How many licensees is the offer of a patent license going to pick up–if one leads with the patent license? And can situation 1 approach get the same number of licensees as quickly as a research review, say, in three months, start to finish? I’d say no, not likely. The research review approach, on the face of it, is more effective at technology transfer, and can produce just as much money, if not more–since the research review builds in the prospect that companies might pay for continuing working relationships with a lab even if that lab doesn’t do any more inventing. Working with what the lab has already done and is maintaining for general access may be enough to keep the company paying its share of the support cost.
The patent license offer is stuck with resolving a veiled threat to suppress use or force payment for use with a one-time payment. There’s little prospect for repeat business. Surely the company does not show up and beg to be threatened again. “Hey, we like being threatened and paying small amounts to feel safe again–could you hit us again?” The research review offer creates the prospect for continuing collaborative work. There are lots of ways the relationships can scale–both in terms of the number of companies involved and the depth of relationship with each company. I know, this is basic one-to-one marketing–create a relationship with a customer and then work to extend and improve it. As long as the customer is discovering more of what it whats, and the university research team is discovering more of what it is able to do, this is a healthy symbiosis.
Anticipatory and follow-on relationships
There’s another aspect, then, that matters. In the research review, the relationships with companies set up an audience for future inventive work, not just in the one lab but in other labs at the university as well. The university has, say, 20 or even 50 companies working with a lab around a given area of technology for a year, producing net $80,000 to $200,000 or so per year. Now if another invention in the same area shows up, the university already has a working relationship with those 20 or even 50 companies. They know the lab personnel, they already have a license and assurance of future licenses, and they have already paid. They are beyond “qualified lead.” They are what is known in the biz, as a customer base, a channel that technology may move through.
And this reveals a crucial flaw in the patent offer approach. For effective technology transfer, the lab has to know the companies well before the lab invents anything. If something is invented, and it is up to a patent licensing operation to find companies that might be interested in paying for a license, it is already too late. The licensing office is three years out (the time for claims to be allowed), and in those three years much can happen to make the invention irrelevant.
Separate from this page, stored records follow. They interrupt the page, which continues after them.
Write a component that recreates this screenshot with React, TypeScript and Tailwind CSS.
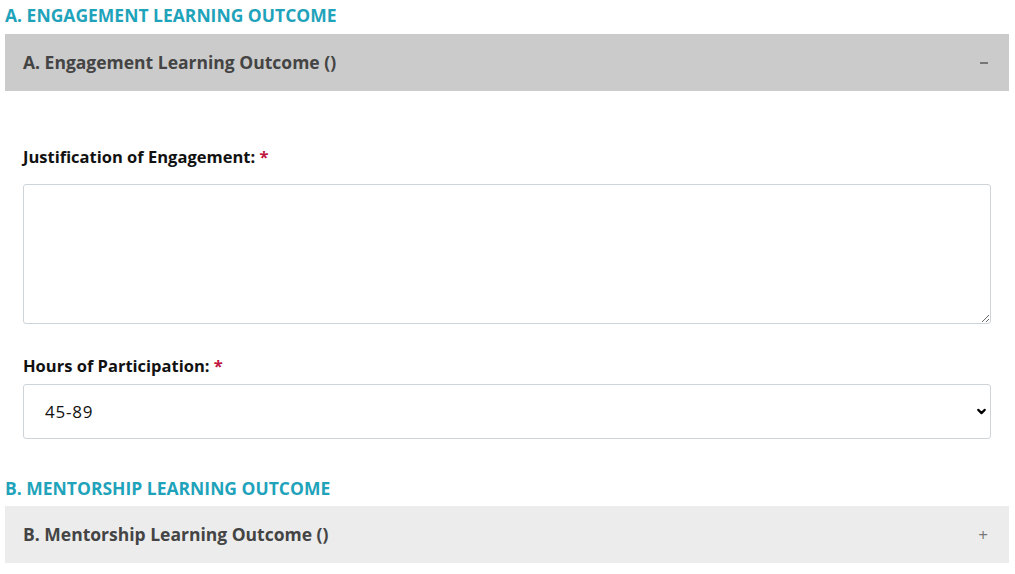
import { ChevronDown } from "lucide-react";

const font = { fontFamily: '"Open Sans", "Noto Sans", sans-serif' };

const SectionTitle = ({ children }: { children: string }) => (
  <h2 className="px-[5px] text-[17.5px] leading-[24px] font-bold text-[#1fa3bb]">{children}</h2>
);

const Label = ({ children }: { children: string }) => (
  <label className="block text-[16.5px] leading-[22px] font-bold text-[#111]">
    {children} <span className="text-[#c0163f]">*</span>
  </label>
);

export default function App() {
  return (
    <div className="w-[1015px] h-[574px] overflow-hidden bg-white" style={font}>
      <div className="pt-[3px]">
        <SectionTitle>A. ENGAGEMENT LEARNING OUTCOME</SectionTitle>

        <div className="mx-[5px] mt-[7px] w-[1004px]">
          {/* open accordion */}
          <div className="flex h-[57px] items-center justify-between bg-[#cbcbcb] pl-[18px] pr-[21px]">
            <span className="text-[17.5px] font-bold text-[#444]">A. Engagement Learning Outcome ()</span>
            <span className="h-[2px] w-[8px] bg-[#777]" />
          </div>

          <div className="px-[18px] pt-[55px]">
            <Label>Justification of Engagement:</Label>
            <textarea className="mt-[16px] block h-[140px] w-[968px] resize-y rounded-[3px] border border-[#cfd4d9] bg-white px-3 py-2 text-[16px] outline-none" />

            <div className="mt-[31px]">
              <Label>Hours of Participation:</Label>
            </div>
            <div className="relative mt-[7px] w-[968px]">
              <select
                defaultValue="45-89"
                className="block h-[55px] w-full appearance-none rounded-[3px] border border-[#cfd4d9] bg-white pl-[21px] text-[17px] tracking-[0.8px] text-[#111] outline-none"
              >
                <option>0-44</option>
                <option>45-89</option>
                <option>90+</option>
              </select>
              <ChevronDown className="pointer-events-none absolute right-[3px] top-[21px] h-[13px] w-[13px] text-black" strokeWidth={4} />
            </div>
          </div>
        </div>

        <div className="mt-[37px]">
          <SectionTitle>B. MENTORSHIP LEARNING OUTCOME</SectionTitle>
        </div>
        <div className="mx-[5px] mt-[6px] flex h-[57px] w-[1004px] items-center justify-between bg-[#ececec] pl-[18px] pr-[21px]">
          <span className="text-[17.5px] font-bold text-[#444]">B. Mentorship Learning Outcome ()</span>
          <span className="text-[17px] leading-none text-[#777]">+</span>
        </div>
      </div>
    </div>
  );
}
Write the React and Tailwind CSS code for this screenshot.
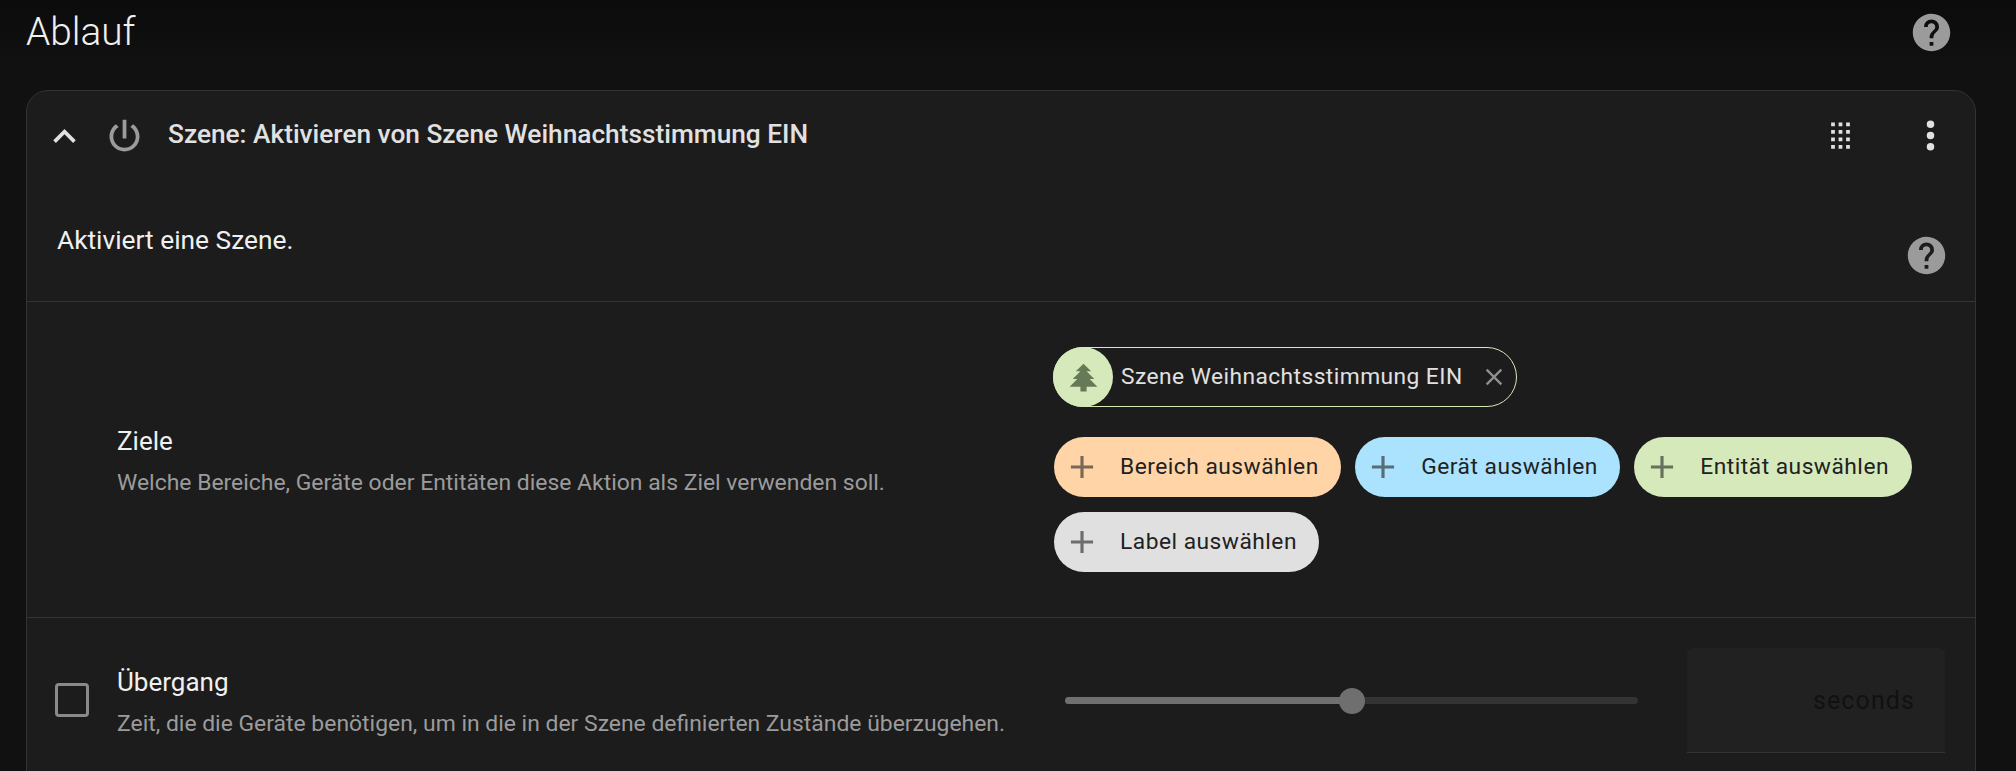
import React from 'react';

const mdi = {
  help: 'M15.07,11.25L14.17,12.17C13.45,12.89 13,13.5 13,15H11V14.5C11,13.39 11.45,12.39 12.17,11.67L13.41,10.41C13.78,10.05 14,9.55 14,9C14,7.89 13.1,7 12,7A2,2 0 0,0 10,9H8A4,4 0 0,1 12,5A4,4 0 0,1 16,9C16,9.88 15.64,10.67 15.07,11.25M13,19H11V17H13M12,2A10,10 0 0,0 2,12A10,10 0 0,0 12,22A10,10 0 0,0 22,12C22,6.47 17.5,2 12,2Z',
  chevronUp: 'M7.41,15.41L12,10.83L16.59,15.41L18,14L12,8L6,14L7.41,15.41Z',
  power: 'M16.56,5.44L15.11,6.89C16.84,7.94 18,9.83 18,12A6,6 0 0,1 12,18A6,6 0 0,1 6,12C6,9.83 7.16,7.94 8.88,6.88L7.44,5.44C5.36,6.88 4,9.28 4,12A8,8 0 0,0 12,20A8,8 0 0,0 20,12C20,9.28 18.64,6.88 16.56,5.44M13,3H11V13H13',
  drag: 'M7,19V17H9V19H7M11,19V17H13V19H11M15,19V17H17V19H15M7,15V13H9V15H7M11,15V13H13V15H11M15,15V13H17V15H15M7,11V9H9V11H7M11,11V9H13V11H11M15,11V9H17V11H15M7,7V5H9V7H7M11,7V5H13V7H11M15,7V5H17V7H15Z',
  dots: 'M12,16A2,2 0 0,1 14,18A2,2 0 0,1 12,20A2,2 0 0,1 10,18A2,2 0 0,1 12,16M12,10A2,2 0 0,1 14,12A2,2 0 0,1 12,14A2,2 0 0,1 10,12A2,2 0 0,1 12,10M12,4A2,2 0 0,1 14,6A2,2 0 0,1 12,8A2,2 0 0,1 10,6A2,2 0 0,1 12,4Z',
  pine: 'M10,21V18H3L8,13H5L10,8H7L12,3L17,8H14L19,13H16L21,18H14V21H10Z',
  plus: 'M19,13H13V19H11V13H5V11H11V5H13V11H19V13Z',
  close: 'M19,6.41L17.59,5L12,10.59L6.41,5L5,6.41L10.59,12L5,17.59L6.41,19L12,13.41L17.59,19L19,17.59L13.41,12L19,6.41Z',
};

function Icon({ d, className }) {
  return (
    <svg viewBox="0 0 24 24" fill="currentColor" className={`shrink-0 ${className}`}>
      <path d={d} />
    </svg>
  );
}

function AddButton({ label, color }) {
  return (
    <button className={`flex items-center h-[60px] rounded-full pl-[9px] pr-[22.5px] text-[#212121] ${color}`}>
      <Icon d={mdi.plus} className="w-[38px] h-[38px] opacity-60" />
      <span className="ml-[19px] text-[22.75px] tracking-[0.5px]">{label}</span>
    </button>
  );
}

export default function App() {
  return (
    <div className="h-[771px] overflow-hidden bg-[#111111] font-['Roboto',sans-serif] text-[#e1e1e1]">
      <div className="flex items-center justify-between h-[64px] mb-[26px] pl-[26px] pr-[62px] bg-gradient-to-b from-[#0b0b0b] to-[#111111]">
        <h1 className="text-[38.8px] font-light text-[#f0f0f0]">Ablauf</h1>
        <Icon d={mdi.help} className="w-[45px] h-[45px] text-[#9b9b9b]" />
      </div>

      <div className="ml-[26px] w-[1950px] rounded-t-[22px] border border-[#333333] bg-[#1c1c1c]">
        <div className="flex items-center h-[90px] pl-[15px] pr-[22px]">
          <Icon d={mdi.chevronUp} className="w-[45px] h-[45px]" />
          <Icon d={mdi.power} className="w-[45px] h-[45px] ml-[15px] text-[#9b9b9b]" />
          <span className="ml-[21px] -mt-[2px] text-[26.25px] font-medium flex-1">Szene: Aktivieren von Szene Weihnachtsstimmung EIN</span>
          <Icon d={mdi.drag} className="w-[45px] h-[45px] -mt-[1px]" />
          <Icon d={mdi.dots} className="w-[45px] h-[45px] ml-[45px] -mt-[1px]" />
        </div>

        <div className="flex items-start justify-between h-[121px] pl-[30px] pr-[26px] border-b border-[#333333]">
          <p className="mt-[40px] text-[26.3px] text-[#f0f0f0]">Aktiviert eine Szene.</p>
          <Icon d={mdi.help} className="w-[45px] h-[45px] mt-[52px] text-[#9b9b9b]" />
        </div>

        <div className="flex items-center py-[45px] pr-[30px] border-b border-[#333333]">
          <div className="flex-1 pl-[90px] mt-[3px]">
            <div className="text-[26px] text-[#f0f0f0]">Ziele</div>
            <div className="mt-[5px] text-[22.92px] text-[#9b9b9b]">Welche Bereiche, Geräte oder Entitäten diese Aktion als Ziel verwenden soll.</div>
          </div>
          <div className="w-[892px]">
            <div className="flex items-center w-fit h-[60px] rounded-full border border-[#d5e9bb]">
              <span className="flex items-center justify-center w-[60px] h-[60px] -ml-px rounded-full bg-[#d5e9bb]">
                <Icon d={mdi.pine} className="w-[37px] h-[37px] text-[#667a55]" />
              </span>
              <span className="ml-[8px] text-[22.75px] tracking-[0.45px]">Szene Weihnachtsstimmung EIN</span>
              <Icon d={mdi.close} className="w-[28px] h-[28px] ml-[17px] mr-[8px] text-[#8f8f8f]" />
            </div>
            <div className="flex flex-wrap gap-x-[14px] gap-y-[15px] mt-[30px] ml-px">
              <AddButton label="Bereich auswählen" color="bg-[#ffd5a8]" />
              <AddButton label="Gerät auswählen" color="bg-[#abe3ff]" />
              <AddButton label="Entität auswählen" color="bg-[#d5e9bb]" />
              <AddButton label="Label auswählen" color="bg-[#e0e0e0]" />
            </div>
          </div>
        </div>

        <div className="flex items-center py-[30px] pr-[30px]">
          <span className="ml-[28px] -mt-[1px] w-[34px] h-[34px] rounded-[4px] border-[3px] border-[#8a8a8a]" />
          <div className="flex-1 ml-[28px] mt-[4px]">
            <div className="text-[26px] text-[#f0f0f0]">Übergang</div>
            <div className="mt-[5px] text-[22.92px] text-[#9b9b9b]">Zeit, die die Geräte benötigen, um in die in der Szene definierten Zustände überzugehen.</div>
          </div>
          <div className="flex items-center w-[573px] h-[7px] rounded-full bg-[#333333] mr-[49px]">
            <div className="w-[287px] h-[7px] rounded-l-full bg-[#6f6f6f]" />
            <div className="w-[26px] h-[26px] -ml-[13px] rounded-full bg-[#6f6f6f]" />
          </div>
          <div className="flex items-center justify-end w-[258px] h-[105px] pr-[30px] pt-[2px] rounded-t-[6px] border-b border-[#333333] bg-[#212121] text-[25px] tracking-[1.1px] text-[#111111]">
            seconds
          </div>
        </div>
      </div>
    </div>
  );
}
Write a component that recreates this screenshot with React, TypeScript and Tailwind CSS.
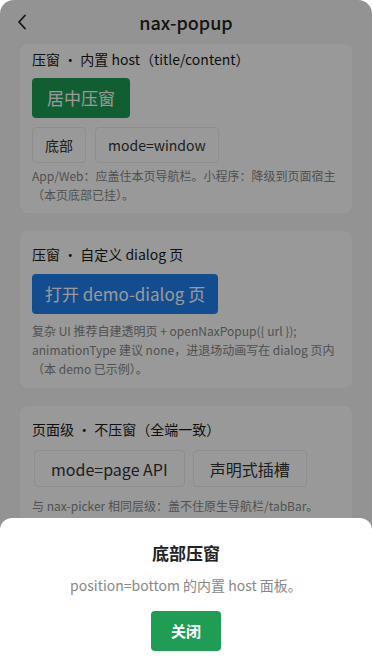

The premise that’s in many university licensing offices fantasy depictions of technology transfer is that the invention disclosure starts the process. So foolish, so bureaucratic. Creating the conditions for multiple companies to be involved early, before anything is invented, with a clear path to access that doesn’t involve their legal department is way, way, more effective technology transfer.
Scaling relationships, repeat business
Not only then do new inventions flow immediately to companies known to have an interest but also these inventions flow to the right people in those companies and move through relationships that have already been formalized. Any inventions made by any other university labs, in the same area of technology, can then be presented to the companies on the same initial terms–another $5,000 and a new cycle of research review meetings, and another lab to provide support. Call it lateral scaling in technology transfer. There just isn’t lateral scaling in “marketing” that leads with a patent license.
Once you are at this point, then, you can expect network dynamics to kick in. Companies that are already participating see that their participation continues to be rewarded. Other companies, not participating, join to see what the first-in companies are seeing. Yet other companies join because whatever is going on appears to be defining a platform for research or manufacturing or analytics or standard methods or functionality or performance testing–and they have to have access to whatever it all is. Paying is an obvious step to get invited to the action.
While there is scaling possible via the non-exclusive patent license–Cohen-Boyer at least shows it is possible–the inventions available for such a thing are rare, not common. And the Cohen-Boyer style scaling still involves an implicit legal threat tied to the patent rather than an offer to participate and gain access to services that are worth their price. Once a lab is using income from its company relationships to maintain technology or produce new technology, each company involved looks at what it is getting for $5,000 a year of contribution–$80,000, $200,000, more (we had projects of this sort earning $800,000 per year for multiple years going). The ROI for a $5,000 stake looks pretty darned good. By contrast, although paying for a patent license does enable activity that otherwise would be infringing and open to legal action, the $5,000 looks like an added cost–nothing to smile about in one’s dreams. “We paid because we had to” rather than “We were geniuses for paying because now we are getting platform stuff done at the university with input from scores of companies that otherwise we would have to be paying out 10x or 100x more to do, and even then we would be duplicating what every other company was doing, but in our idiosyncratic way that is expensive to maintain and to train for.”
There. Consider. The research review approach sets up effective university technology transfer. The approach scales, involves strong relationships, invites repeat business, generates money (because companies want to pay–they get what is going on). Where in “lead with the patent” practice does one see a discussion of transfer pathways, transfer relationships, peer-to-peer anything, repeat business, scaling, persistence over time, NIPIA? None of that shows up, in part because none of it ever happens. Leading with a patent right suppresses all these sorts of natural transfer considerations.
Similarly, university patent policies make a great flourish in their preambles to the importance of technology transfer. And then they ignore transfer nearly altogether and settle into working out how to claim institutional ownership of most everything, how to free the licensing office from accountability and complaints for its management of patents, and how any licensing revenue will be shared out between inventors and the university administration. Ownership, patent licensing, money, dispute management. That’s the present university patent policy conception of effective technology transfer. It’s about as far as one could get.
When the Romans moved out of Britain, the Anglo-Saxons moved in. The Anglo-Saxons couldn’t work the Roman fireplaces and so instead punched holes in the roofs of Roman villas and lit their fires on the mosaic tile floors. That’s pretty much what has happened with university patent policies–just ruins of their former policy selves, spruced up to look proper, somewhere between sad and laughable.